An al-Qaida-linked coalition of Iraqi Sunni insurgents claimed responsibility Thursday for an attack on a convoy of a Western democracy institute that killed an Ohio woman along with three security contractors in Baghdad.

The Washington-based National Democratic Institute identified its slain staffer as Andrea "Andi" Parhamovich of Perry in northeast Ohio. Three security contractors from Hungary, Croatia and Iraq also were killed in the ambush Wednesday. Two were wounded, one seriously.

Parhamovich, 28, a graduate of Marietta College, had been working with NDI in Iraq since late 2006 as a communications specialist advising Iraqi political parties on how to reach out to voters and constituents. She was helping "build the kind of national level political institutions that can help bridge the sectarian divide and improve Iraqi lives," NDI said.

Telephone messages left at a home number listed under Parhamovich's name on Thursday were not immediately returned.

"It's a sad time," said Perry High School principal Doug Jenkins, the middle school principal when Parhamovich attended the senior high school.

NDI's chairman, former Secretary of State Madeleine K. Albright, said, "There is no more sacred roll of honor than those who have given their last full measure in support of freedom. Yesterday, in Iraq, Andrea Parhamovich and our security personnel were enshrined on that list.
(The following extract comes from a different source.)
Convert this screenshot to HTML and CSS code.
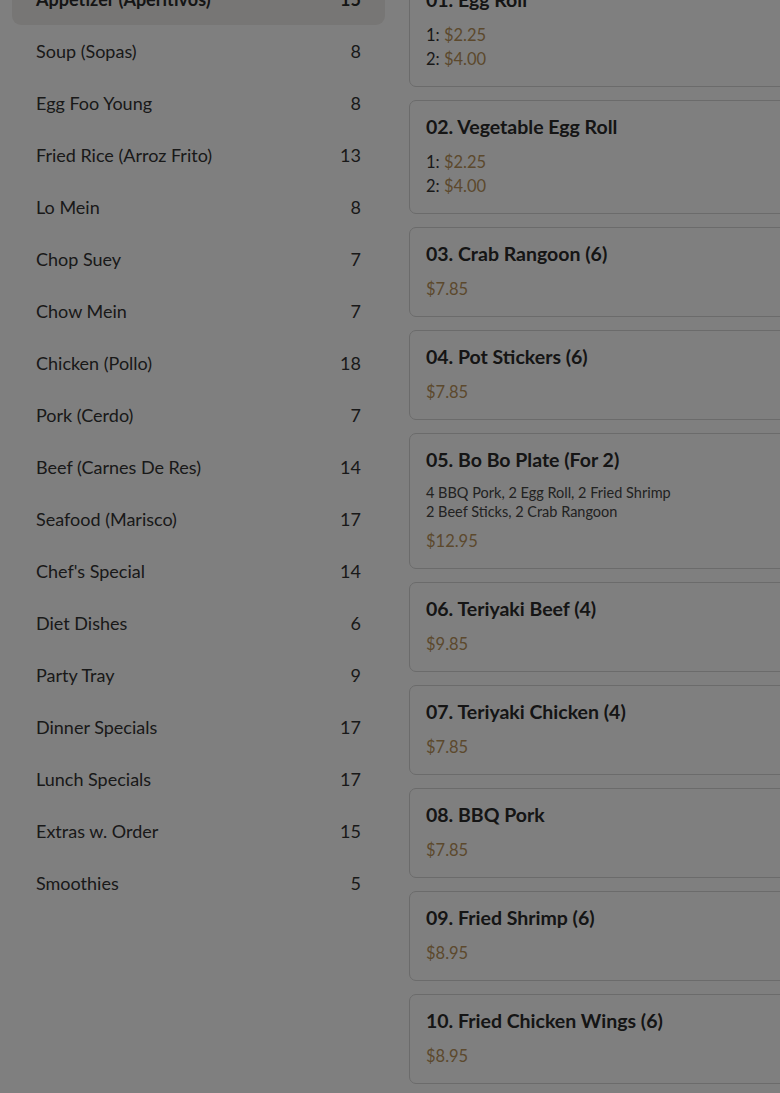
FILE: index.html
```html
<!DOCTYPE html>
<html lang="en">
<head>
<meta charset="utf-8">
<title>Menu</title>
<link rel="stylesheet" href="styles.css">
</head>
<body>
<div class="page">
  <nav class="cats">
    <a class="cat active"><span>Appetizer (Aperitivos)</span><span>15</span></a>
    <a class="cat"><span>Soup (Sopas)</span><span>8</span></a>
    <a class="cat"><span>Egg Foo Young</span><span>8</span></a>
    <a class="cat"><span>Fried Rice (Arroz Frito)</span><span>13</span></a>
    <a class="cat"><span>Lo Mein</span><span>8</span></a>
    <a class="cat"><span>Chop Suey</span><span>7</span></a>
    <a class="cat"><span>Chow Mein</span><span>7</span></a>
    <a class="cat"><span>Chicken (Pollo)</span><span>18</span></a>
    <a class="cat"><span>Pork (Cerdo)</span><span>7</span></a>
    <a class="cat"><span>Beef (Carnes De Res)</span><span>14</span></a>
    <a class="cat"><span>Seafood (Marisco)</span><span>17</span></a>
    <a class="cat"><span>Chef's Special</span><span>14</span></a>
    <a class="cat"><span>Diet Dishes</span><span>6</span></a>
    <a class="cat"><span>Party Tray</span><span>9</span></a>
    <a class="cat"><span>Dinner Specials</span><span>17</span></a>
    <a class="cat"><span>Lunch Specials</span><span>17</span></a>
    <a class="cat"><span>Extras w. Order</span><span>15</span></a>
    <a class="cat"><span>Smoothies</span><span>5</span></a>
  </nav>
  <main class="items">
    <div class="card">
      <h3 class="title">01. Egg Roll</h3>
      <div class="prices"><div>1: <span class="price">$2.25</span></div><div>2: <span class="price">$4.00</span></div></div>
    </div>
    <div class="card">
      <h3 class="title">02. Vegetable Egg Roll</h3>
      <div class="prices"><div>1: <span class="price">$2.25</span></div><div>2: <span class="price">$4.00</span></div></div>
    </div>
    <div class="card">
      <h3 class="title">03. Crab Rangoon (6)</h3>
      <div class="prices"><span class="price">$7.85</span></div>
    </div>
    <div class="card">
      <h3 class="title">04. Pot Stickers (6)</h3>
      <div class="prices"><span class="price">$7.85</span></div>
    </div>
    <div class="card">
      <h3 class="title">05. Bo Bo Plate (For 2)</h3>
      <p class="desc">4 BBQ Pork, 2 Egg Roll, 2 Fried Shrimp<br>2 Beef Sticks, 2 Crab Rangoon</p>
      <div class="prices after-desc"><span class="price">$12.95</span></div>
    </div>
    <div class="card">
      <h3 class="title">06. Teriyaki Beef (4)</h3>
      <div class="prices"><span class="price">$9.85</span></div>
    </div>
    <div class="card">
      <h3 class="title">07. Teriyaki Chicken (4)</h3>
      <div class="prices"><span class="price">$7.85</span></div>
    </div>
    <div class="card">
      <h3 class="title">08. BBQ Pork</h3>
      <div class="prices"><span class="price">$7.85</span></div>
    </div>
    <div class="card">
      <h3 class="title">09. Fried Shrimp (6)</h3>
      <div class="prices"><span class="price">$8.95</span></div>
    </div>
    <div class="card">
      <h3 class="title">10. Fried Chicken Wings (6)</h3>
      <div class="prices"><span class="price">$8.95</span></div>
    </div>
    <div class="card">
      <h3 class="title">11. Beef Sticks (4)</h3>
      <div class="prices"><span class="price">$8.95</span></div>
    </div>
  </main>
</div>
<div class="backdrop"></div>
</body>
</html>
```

FILE: styles.css
```css
html, body {
  margin: 0;
  padding: 0;
  background: #ffffff;
  overflow: hidden;
  height: 1093px;
}
body {
  font-family: "Lato", "Noto Sans", sans-serif;
  color: #2e2e2e;
}
.page {
  display: grid;
  grid-template-columns: 373px 440px;
  column-gap: 24px;
  align-items: start;
  padding: 0 12px;
  margin-top: -27px;
  width: 900px;
}
.cats {
  display: flex;
  flex-direction: column;
}
.cat {
  display: flex;
  justify-content: space-between;
  align-items: center;
  height: 52px;
  padding: 0 24px;
  border-radius: 9px;
  font-size: 18px;
  color: #333333;
}
.cat.active {
  background: #efedea;
  font-weight: 700;
  color: #2a2a2a;
}
.items {
  display: flex;
  flex-direction: column;
  gap: 13px;
}
.card {
  border: 1px solid #d6d6d6;
  border-radius: 7px;
  padding: 15px 16px;
  background: #ffffff;
}
.title {
  margin: 0;
  font-size: 19.5px;
  line-height: 22px;
  font-weight: 700;
  color: #2a2a2a;
}
.prices {
  margin-top: 12px;
  font-size: 16.5px;
  line-height: 24px;
  color: #333333;
}
.prices.after-desc {
  margin-top: 8px;
}
.price {
  color: #b8925a;
}
.desc {
  margin: 12px 0 0;
  font-size: 14.5px;
  line-height: 19px;
  color: #444444;
}
.backdrop {
  position: fixed;
  inset: 0;
  background: rgba(0, 0, 0, 0.5);
}
```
"They did not see themselves as heroes, only people doing a job on behalf of a cause they believed in. They were not the enemies of anyone in Iraq; they were there to help," Albright said.

The institute supports democratic processes and institutions worldwide. Its staffers in Baghdad run training programs in democracy and political participation, as well as women's rights. The group has had staffers in Iraq since June 2003.

Wednesday attack
Gunmen opened fire on the three-vehicle convoy on Wednesday in Yarmouk, a predominantly Sunni neighborhood in western Baghdad.

"Praise be to God, in an attack with light and medium weapons and RPG's in the Yarmouk area in Baghdad on Jan. 17, two SUVs belonging to the Zionist Mossad were destroyed and a third one was severely damaged," said a statement posted Thursday on an Islamic Web site.

The statement was signed by the spokesman of the "Islamic state in Iraq," the so-called Islamic government that al-Qaida in Iraq and several other Iraqi Sunni Arab insurgent groups declared earlier last year. The statement's authenticity could not be independently confirmed. It was posted on a Web forum where Sunni insurgents often release messages.

The group did not say anything about how many were killed or their nationalities but al-Qaida, usually refers to foreigners whose nationalities unknown to it as members of the Mossad, the Israeli spy agency.

Parhamovich was the first full-time worker for the group to be killed in Iraq. A security contractor for the organization was killed in March 2004.